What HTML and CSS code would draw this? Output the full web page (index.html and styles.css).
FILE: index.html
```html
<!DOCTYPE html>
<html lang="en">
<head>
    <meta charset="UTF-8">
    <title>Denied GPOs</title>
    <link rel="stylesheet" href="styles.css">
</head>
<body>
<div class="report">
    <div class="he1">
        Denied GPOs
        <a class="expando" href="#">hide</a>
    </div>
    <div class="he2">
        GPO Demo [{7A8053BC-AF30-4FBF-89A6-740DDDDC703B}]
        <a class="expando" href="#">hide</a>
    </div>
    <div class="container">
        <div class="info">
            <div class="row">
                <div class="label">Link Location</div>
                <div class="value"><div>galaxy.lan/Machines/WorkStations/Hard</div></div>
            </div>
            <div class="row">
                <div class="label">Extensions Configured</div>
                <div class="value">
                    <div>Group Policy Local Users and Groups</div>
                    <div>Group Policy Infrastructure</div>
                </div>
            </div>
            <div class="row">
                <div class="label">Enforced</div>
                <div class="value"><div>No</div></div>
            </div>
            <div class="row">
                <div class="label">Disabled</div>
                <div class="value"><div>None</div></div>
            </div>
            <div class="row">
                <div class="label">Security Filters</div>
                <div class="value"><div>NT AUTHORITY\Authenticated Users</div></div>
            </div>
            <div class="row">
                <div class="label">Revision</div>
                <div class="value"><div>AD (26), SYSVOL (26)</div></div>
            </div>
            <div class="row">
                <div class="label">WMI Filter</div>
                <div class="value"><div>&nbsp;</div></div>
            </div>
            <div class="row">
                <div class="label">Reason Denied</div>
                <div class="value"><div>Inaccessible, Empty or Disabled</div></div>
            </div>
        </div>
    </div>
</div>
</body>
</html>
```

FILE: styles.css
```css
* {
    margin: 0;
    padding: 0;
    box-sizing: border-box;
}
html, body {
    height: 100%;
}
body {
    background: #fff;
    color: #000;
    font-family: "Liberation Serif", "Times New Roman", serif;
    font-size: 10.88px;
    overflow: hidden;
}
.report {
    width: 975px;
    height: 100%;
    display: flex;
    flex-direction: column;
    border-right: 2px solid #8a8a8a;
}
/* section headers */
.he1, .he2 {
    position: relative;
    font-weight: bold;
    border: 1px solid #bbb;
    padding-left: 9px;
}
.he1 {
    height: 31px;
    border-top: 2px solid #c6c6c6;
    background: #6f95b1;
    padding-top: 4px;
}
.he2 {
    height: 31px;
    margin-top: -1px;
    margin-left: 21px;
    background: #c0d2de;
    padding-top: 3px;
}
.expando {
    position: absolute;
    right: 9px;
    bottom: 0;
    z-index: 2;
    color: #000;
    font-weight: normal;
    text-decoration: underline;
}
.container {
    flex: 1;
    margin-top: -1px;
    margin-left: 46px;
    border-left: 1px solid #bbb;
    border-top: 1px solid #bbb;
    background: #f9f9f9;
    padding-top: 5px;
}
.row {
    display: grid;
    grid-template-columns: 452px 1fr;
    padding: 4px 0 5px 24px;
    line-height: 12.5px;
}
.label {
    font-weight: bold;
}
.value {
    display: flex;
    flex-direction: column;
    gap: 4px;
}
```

§ §

Task brief
Retype the listing. Match it exactly.

Response below
What HTML and CSS code would draw this? Output the full web page (index.html and styles.css).
FILE: index.html
```html
<!DOCTYPE html>
<html lang="en">
<head>
    <meta charset="UTF-8">
    <title>Denied GPOs</title>
    <link rel="stylesheet" href="styles.css">
</head>
<body>
<div class="report">
    <div class="he1">
        Denied GPOs
        <a class="expando" href="#">hide</a>
    </div>
    <div class="he2">
        GPO Demo [{7A8053BC-AF30-4FBF-89A6-740DDDDC703B}]
        <a class="expando" href="#">hide</a>
    </div>
    <div class="container">
        <div class="info">
            <div class="row">
                <div class="label">Link Location</div>
                <div class="value"><div>galaxy.lan/Machines/WorkStations/Hard</div></div>
            </div>
            <div class="row">
                <div class="label">Extensions Configured</div>
                <div class="value">
                    <div>Group Policy Local Users and Groups</div>
                    <div>Group Policy Infrastructure</div>
                </div>
            </div>
            <div class="row">
                <div class="label">Enforced</div>
                <div class="value"><div>No</div></div>
            </div>
            <div class="row">
                <div class="label">Disabled</div>
                <div class="value"><div>None</div></div>
            </div>
            <div class="row">
                <div class="label">Security Filters</div>
                <div class="value"><div>NT AUTHORITY\Authenticated Users</div></div>
            </div>
            <div class="row">
                <div class="label">Revision</div>
                <div class="value"><div>AD (26), SYSVOL (26)</div></div>
            </div>
            <div class="row">
                <div class="label">WMI Filter</div>
                <div class="value"><div>&nbsp;</div></div>
            </div>
            <div class="row">
                <div class="label">Reason Denied</div>
                <div class="value"><div>Inaccessible, Empty or Disabled</div></div>
            </div>
        </div>
    </div>
</div>
</body>
</html>
```

FILE: styles.css
```css
* {
    margin: 0;
    padding: 0;
    box-sizing: border-box;
}
html, body {
    height: 100%;
}
body {
    background: #fff;
    color: #000;
    font-family: "Liberation Serif", "Times New Roman", serif;
    font-size: 10.88px;
    overflow: hidden;
}
.report {
    width: 975px;
    height: 100%;
    display: flex;
    flex-direction: column;
    border-right: 2px solid #8a8a8a;
}
/* section headers */
.he1, .he2 {
    position: relative;
    font-weight: bold;
    border: 1px solid #bbb;
    padding-left: 9px;
}
.he1 {
    height: 31px;
    border-top: 2px solid #c6c6c6;
    background: #6f95b1;
    padding-top: 4px;
}
.he2 {
    height: 31px;
    margin-top: -1px;
    margin-left: 21px;
    background: #c0d2de;
    padding-top: 3px;
}
.expando {
    position: absolute;
    right: 9px;
    bottom: 0;
    z-index: 2;
    color: #000;
    font-weight: normal;
    text-decoration: underline;
}
.container {
    flex: 1;
    margin-top: -1px;
    margin-left: 46px;
    border-left: 1px solid #bbb;
    border-top: 1px solid #bbb;
    background: #f9f9f9;
    padding-top: 5px;
}
.row {
    display: grid;
    grid-template-columns: 452px 1fr;
    padding: 4px 0 5px 24px;
    line-height: 12.5px;
}
.label {
    font-weight: bold;
}
.value {
    display: flex;
    flex-direction: column;
    gap: 4px;
}
```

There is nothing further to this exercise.